When ICRIR opens for business, I believe the following will happen: there will be a smattering of requests for reviews from very distressed relatives; the IRA Army Council will almost certainly not be tempted by the immunity opportunity; and loyalists may not know how to respond. The vast majority of requests will be from legacy practitioners, once again, who will demand rigorous reviews—in fact, new criminal investigations—of hundreds of cases on the flimsiest of allegations, unless curbed by our amendment. The Northern Ireland Office has to brace itself for the judicial reviews and civil suits that will keep on coming.
Legacy has been a poisoned chalice since the Belfast agreement, and it is worth remembering that the 1998 document never envisaged what has since happened.

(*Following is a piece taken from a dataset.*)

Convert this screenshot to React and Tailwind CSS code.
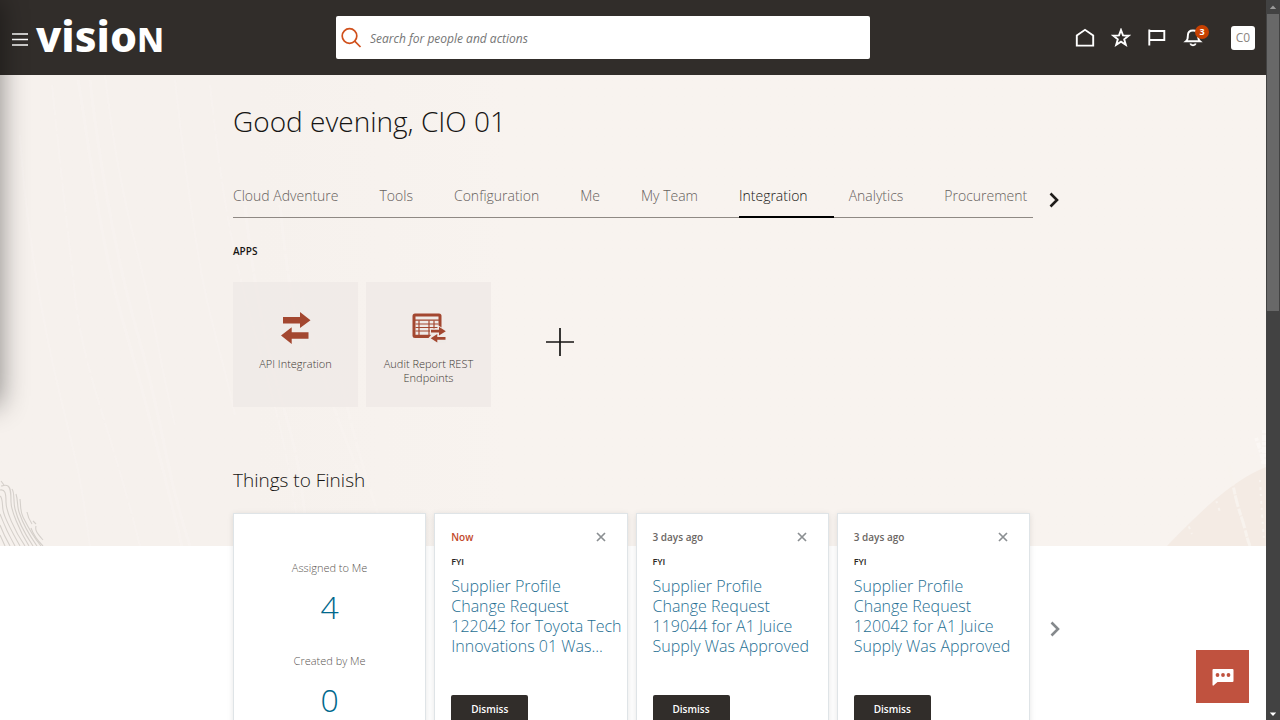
import React from "react";

const tabs = ["Cloud Adventure", "Tools", "Configuration", "Me", "My Team", "Integration", "Analytics", "Procurement"];

const notices = [
  { id: 1, when: "Now", fresh: true, title: "Supplier Profile\nChange Request\n122042 for Toyota Tech\nInnovations 01 Was..." },
  { id: 2, when: "3 days ago", fresh: false, title: "Supplier Profile\nChange Request\n119044 for A1 Juice\nSupply Was Approved" },
  { id: 3, when: "3 days ago", fresh: false, title: "Supplier Profile\nChange Request\n120042 for A1 Juice\nSupply Was Approved" },
];

function IconButton({ label, children }) {
  return (
    <button type="button" aria-label={label} className="relative flex h-6 w-6 items-center justify-center">
      {children}
    </button>
  );
}

function Header() {
  return (
    <header className="flex h-[75px] shrink-0 items-center bg-[#312d2a] text-white">
      <div className="flex w-[336px] shrink-0 items-center gap-2 pl-3">
        <button type="button" aria-label="Navigator" className="mt-1">
          <svg width="16" height="13" viewBox="0 0 16 13" fill="none" stroke="#fff" strokeWidth="1.3">
            <path d="M0 1h16M0 6.5h16M0 12h16" />
          </svg>
        </button>
        <a href="#home" aria-label="Vision home" className="flex items-baseline font-['Noto_Sans','Open_Sans',sans-serif] text-[43px] leading-[60px] font-extrabold">
          visio<span className="text-[33px]">N</span>
        </a>
      </div>
      <form role="search" className="flex h-[43px] max-w-[534px] flex-1 items-center rounded-[2px] bg-white">
        <svg className="ml-1 shrink-0" width="22" height="22" viewBox="0 0 22 22" fill="none" stroke="#d0501c" strokeWidth="1.7">
          <circle cx="9.5" cy="9" r="7.3" />
          <path d="M14.7 14.2 20.500 20" />
        </svg>
        <input
          type="text"
          aria-label="Search for people and actions"
          placeholder="Search for people and actions"
          className="ml-2 h-full flex-1 bg-transparent pt-[2px] text-[12px] text-black italic outline-none placeholder:text-[#757575]"
        />
      </form>
      <nav aria-label="Global" className="ml-auto flex items-center gap-3 pr-[11px]">
        <IconButton label="Home">
          <svg width="20" height="20" viewBox="0 0 20 20" fill="none" stroke="#fff" strokeWidth="1.900">
            <path d="M1.8 17.600V7.400L10 1.800l8.200 5.600v10.200z" />
          </svg>
        </IconButton>
        <IconButton label="Favorites">
          <svg width="20" height="20" viewBox="0 0 20 20" fill="none" stroke="#fff" strokeWidth="1.900">
            <path d="M10 2l2 5.400 5.700.300-4.500 3.600 1.600 5.500L10 13.700l-4.800 3.100 1.600-5.500-4.500-3.600L8 7.400z" />
          </svg>
        </IconButton>
        <IconButton label="Watchlist">
          <svg width="20" height="20" viewBox="0 0 20 20" fill="none" stroke="#fff" strokeWidth="1.900">
            <path d="M2.300 1.500v16M2.300 3h15v9h-15" />
          </svg>
        </IconButton>
        <IconButton label="Notifications, 3 new">
          <svg width="20" height="20" viewBox="0 0 20 20" fill="none" stroke="#fff" strokeWidth="1.900">
            <path d="M3 13.300c1.500-1.200 1.900-2.500 1.900-6 0-3 2.100-4.800 5.100-4.800s5.100 1.800 5.100 4.800c0 3.500.400 4.800 1.900 6z" />
            <path d="M7.300 15.500c.500 1.400 1.400 1.800 2.700 1.800s2.200-.400 2.700-1.800" />
          </svg>
          <span className="absolute -top-px -right-1 flex h-[14px] w-[14px] items-center justify-center rounded-full bg-[#c74000] text-[9px] leading-none font-bold">3</span>
        </IconButton>
        <button type="button" aria-label="Account" className="ml-[14px] flex h-6 w-6 items-center justify-center rounded-[3px] bg-white text-[12px] text-[#8b8580]">
          C0
        </button>
      </nav>
    </header>
  );
}

function Backdrop() {
  return (
    <div className="absolute inset-x-0 top-0 h-[471px] overflow-hidden bg-gradient-to-r from-[#f6f1ed] from-20% to-[#f8f3ef] to-40%" aria-hidden="true">
      <svg className="absolute top-0 left-0" width="440" height="471" viewBox="0 0 440 471" fill="none" stroke="#f9f4f0" strokeOpacity=".6">
        <path strokeWidth="3" d="M78 5C88 60 98 160 124 250S162 390 182 471M90 5C96 60 112 170 138 260S164 390 190 471" />
        <path strokeWidth="2" d="M20 60C24 130 38 230 60 320S80 400 90 471M105 0C112 60 120 110 138 180S160 290 175 350M175 5C182 70 190 130 200 190S225 290 235 340" />
        <path strokeWidth="2" d="M52 10C60 90 66 140 75 220S110 350 140 471M210 10C218 80 225 150 250 240S290 380 300 471" strokeDasharray="30 4 12 3" />
        <path strokeWidth="3" d="M245 130C250 180 262 260 280 320S300 400 305 440M300 210C310 260 330 330 360 400M340 300C350 350 365 400 385 460M280 130C285 180 290 220 305 290" strokeDasharray="46 3 18 2" />
      </svg>
      <svg className="absolute bottom-0 left-0" width="50" height="68" viewBox="0 0 50 68" fill="none" stroke="#d5d0cb" strokeWidth="1.100">
        <path d="M1 8c3 0 4-2 7 0s3 8 3 16 8 28 18 44" />
        <path d="M0 12c5-1 6 3 6 12s8 28 19 44" />
        <path d="M0 18c3 2 2 8 3 14s9 22 17 36" />
        <path d="M0 36c3 8 8 20 15 32M0 47c3 8 6 14 10 21M0 57l5 11" />
        <path d="M12 11c3 4 1 12 3 20s8 22 18 37" />
        <path d="M16 16c2 6 1 12 3 18s8 20 18 34" />
        <path d="M20 21c1 8 0 12 3 18s8 17 18 29" />
        <path d="M27 34c1 6 3 9 5 12M36 48c-1 4 0 6 7 14M31 50c2 6 6 12 12 18M1 3l3 4M33 43l3 3" />
      </svg>
      <svg className="absolute right-0 bottom-0" width="110" height="130" viewBox="0 0 110 130" fill="none">
        <path fill="#f4ebe4" d="M11 130C42 98 76 64 110 51v79z" />
        <path stroke="#f8f3ee" strokeWidth="3" strokeDasharray="7 1 12 2" d="M73 50c4 18 6 32 12 50s5 20 9 30" />
        <path stroke="#fbf8f5" strokeWidth="4" strokeDasharray="3 2 6 1" strokeOpacity=".8" d="M100 22c4 10 6 18 8 28M108 14v34" />
        <path stroke="#f8f3ee" strokeWidth="2" strokeDasharray="2 5 3 4" d="M56 72l8 24M104 64c1 20 2 34 4 60M88 42l14-4M30 104l6 14" />
      </svg>
    </div>
  );
}

function Chevron({ className }) {
  return (
    <svg className={className} width="10" height="16" viewBox="0 0 10 16" fill="none" stroke="currentColor" strokeWidth="2.600">
      <path d="M1.500 1.500 8 8l-6.500 6.500" />
    </svg>
  );
}

function SwapIcon() {
  return (
    <svg width="30" height="32" viewBox="0 0 30 32" fill="#a34730">
      <path d="M2 5h17V0l10.500 8.200L19 16v-4.600H2zM27.500 20.200H10.700v-5L0 23.500 10.700 32v-5.200h16.800z" />
    </svg>
  );
}

function ReportIcon() {
  return (
    <svg width="34" height="30" viewBox="0 0 34 30">
      <rect x="0.500" y="0.500" width="29" height="24.500" rx="2.500" fill="#a34730" />
      <path fill="#efeae7" d="M3.500 3.500h23v3h-23zM3.500 7.800h23v14h-23z" />
      <path fill="none" stroke="#a34730" strokeWidth="1.200" d="M3.500 11h23M3.500 14.500h23M3.500 18h23M7 7.500v14.500M17 7.500v14.500M22 7.500v14.500" />
      <path fill="#efeae7" d="M18 15.500h7.500v-3.500L34 17v13H20l-3.500-5 3-3.500H18z" />
      <path fill="#a34730" d="M19 16.800h8v-3l6.800 4.400-6.800 4.300v-2.900h-8zM33.500 23.900h-8.200V21l-6.600 4.200 6.600 4.200v-2.700h8.200z" />
    </svg>
  );
}

function AppTile({ icon, label }) {
  return (
    <a href="#app" className="flex h-[125px] w-[125px] flex-col items-center bg-[#efeae7]/90 px-3 pt-[30px]">
      <span className="flex h-8 items-center">{icon}</span>
      <span className="mt-[13px] text-center text-[11px] leading-[14px] font-light text-[#3d3834]">{label}</span>
    </a>
  );
}

function Card({ children, className }) {
  return <li className={`h-[290px] border border-[#dfe4e7] bg-white shadow-[0_1px_6px_rgba(0,0,0,0.1)] ${className}`}>{children}</li>;
}

function Notice({ when, fresh, title }) {
  return (
    <Card className="px-4 pt-[15px]">
      <div className="flex h-4 items-center justify-between pr-[5px]">
        <span className={`text-[10px] font-semibold ${fresh ? "text-[#c2492a]" : "text-[#6b6663]"}`}>{when}</span>
        <button type="button" aria-label="Close">
          <svg width="10" height="10" viewBox="0 0 10 10" fill="none" stroke="#8b8f92" strokeWidth="1.700">
            <path d="M1 1l8 8M9 1 1 9" />
          </svg>
        </button>
      </div>
      <p className="mt-[9px] text-[9px] leading-4 font-semibold text-[#2b2724]">FYI</p>
      <h3 className="mt-[6px] -mr-3 h-20 text-[16px] leading-5 font-light whitespace-pre-line text-[#1f6f93]">
        <a href="#notice">{title}</a>
      </h3>
      <button type="button" className="mt-[39px] flex h-7 w-[77px] items-center justify-center rounded-[2px] bg-[#312d2a] text-[10px] font-semibold text-white">
        Dismiss
      </button>
    </Card>
  );
}

function Scrollbar() {
  return (
    <div className="flex w-[14px] shrink-0 flex-col items-center bg-[#424242]" aria-hidden="true">
      <svg width="14" height="14" viewBox="0 0 14 14" fill="#9a9a9a">
        <path d="M7 5.500l3.200 3.500H3.800z" />
      </svg>
      <div className="h-[297px] w-3 bg-[#686868]" />
      <svg className="mt-auto" width="14" height="14" viewBox="0 0 14 14" fill="#fff">
        <path d="M7 10l3.200-3.600H3.800z" />
      </svg>
    </div>
  );
}

export default function App() {
  return (
    <div className="flex h-screen overflow-hidden bg-white font-['Open_Sans','Noto_Sans',sans-serif]">
      <div className="relative flex min-w-0 flex-1 flex-col overflow-hidden">
        <Header />
        <main className="relative flex-1">
          <Backdrop />
          <div className="relative mx-auto w-full max-w-[800px]">
            <h1 className="pt-[22px] text-[28px] leading-[48px] font-light text-[#161513]">Good evening, CIO 01</h1>
            <div className="relative mt-[34px]">
              <div role="tablist" className="flex gap-[15px] border-b border-[#8f8984]">
                {tabs.map((tab) => (
                  <button
                    key={tab}
                    type="button"
                    role="tab"
                    aria-selected={tab === "Integration"}
                    className={`-mb-px h-[39px] border-b-2 pb-1 text-[14px] font-light whitespace-nowrap ${
                      tab === "Integration" ? "border-black pr-[26px] text-[#161513]" : tab === "Procurement" ? "border-transparent text-[#66615d]" : "border-transparent pr-[26px] text-[#66615d]"
                    }`}
                  >
                    {tab}
                  </button>
                ))}
              </div>
              <button type="button" aria-label="More tabs" className="absolute top-[13px] left-full ml-4 text-[#1f1c1a]">
                <Chevron />
              </button>
            </div>
            <h2 className="mt-[25px] text-[10px] leading-4 font-semibold text-[#161513]">APPS</h2>
            <div className="mt-[23px] flex items-center gap-2">
              <AppTile icon={<SwapIcon />} label="API Integration" />
              <AppTile icon={<ReportIcon />} label="Audit Report REST Endpoints" />
              <button type="button" aria-label="Add app" className="ml-[47px] pb-[5px]">
                <svg width="28" height="28" viewBox="0 0 28 28" stroke="#161513" strokeWidth="1.700">
                  <path d="M14 0v28M0 14h28" />
                </svg>
              </button>
            </div>
            <h2 className="mt-[57px] text-[19px] leading-8 font-light text-[#161513]">Things to Finish</h2>
            <div className="relative mt-[17px]">
              <ul className="mr-[3px] grid grid-cols-4 gap-2">
                <Card className="flex flex-col items-center pt-[44px]">
                  <span className="text-[11px] leading-5 font-light text-[#5b5652]">Assigned to Me</span>
                  <a href="#assigned" className="mt-2 text-[32px] leading-[42px] font-light text-[#00688c]">4</a>
                  <span className="mt-[23px] text-[11px] leading-5 font-light text-[#5b5652]">Created by Me</span>
                  <a href="#created" className="mt-2 text-[32px] leading-[42px] font-light text-[#00688c]">0</a>
                </Card>
                {notices.map((n) => (
                  <Notice key={n.id} {...n} />
                ))}
              </ul>
              <button type="button" aria-label="Next items" className="absolute top-[108px] left-full ml-[17px] text-[#85898c]">
                <Chevron />
              </button>
            </div>
          </div>
        </main>
        <div className="pointer-events-none absolute top-0 -left-10 h-[405px] w-10 shadow-[0_0_28px_rgba(0,0,0,0.45)]" />
        <button type="button" aria-label="Open chat" className="absolute right-[17px] bottom-[17px] flex h-[53px] w-[53px] items-center justify-center bg-[#c0523f]">
          <svg width="22" height="18" viewBox="0 0 22 18">
            <path fill="#fff" d="M1.500 1h19a1 1 0 0 1 1 1v11a1 1 0 0 1-1 1H5.500L1.500 17.500a.6.600 0 0 1-1-.500V2a1 1 0 0 1 1-1z" />
            <circle cx="5.500" cy="7" r="1.900" fill="#c0523f" />
            <circle cx="11" cy="7" r="1.900" fill="#c0523f" />
            <circle cx="16.500" cy="7" r="1.900" fill="#c0523f" />
          </svg>
        </button>
      </div>
      <Scrollbar />
    </div>
  );
}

About victims it said simply:
“The achievement of a peaceful and just society would be the true memorial to the victims of violence.”
The United Kingdom failed to deal with legacy, although we now have something close to peace. There has been no substitution; nobody has brought forward a real legacy plan since the Eames-Bradley report of 2009, which did have some elements of legacy. The only credible initiative was from former Chief Constable Sir Hugh Orde’s Historical Enquiries Team within the PSNI. But that was closed down because a radical academic, given access, misconstrued what was happening, and Her Majesty’s Inspectorate of Constabulary joined in the unwarranted criticism of the PSNI and HET—I believe to the anger of Sir Hugh.
This amendment is designed to stop mission creep by the ICRIR. It needs to be accepted because, without a statutory mention that narrows access and prohibits repeat applications, the commission’s remit will grow, just as the police ombudsman’s did. We need finality and I hope that the Minister will respond in detail to my speech and those of other noble Lords on this very important issue.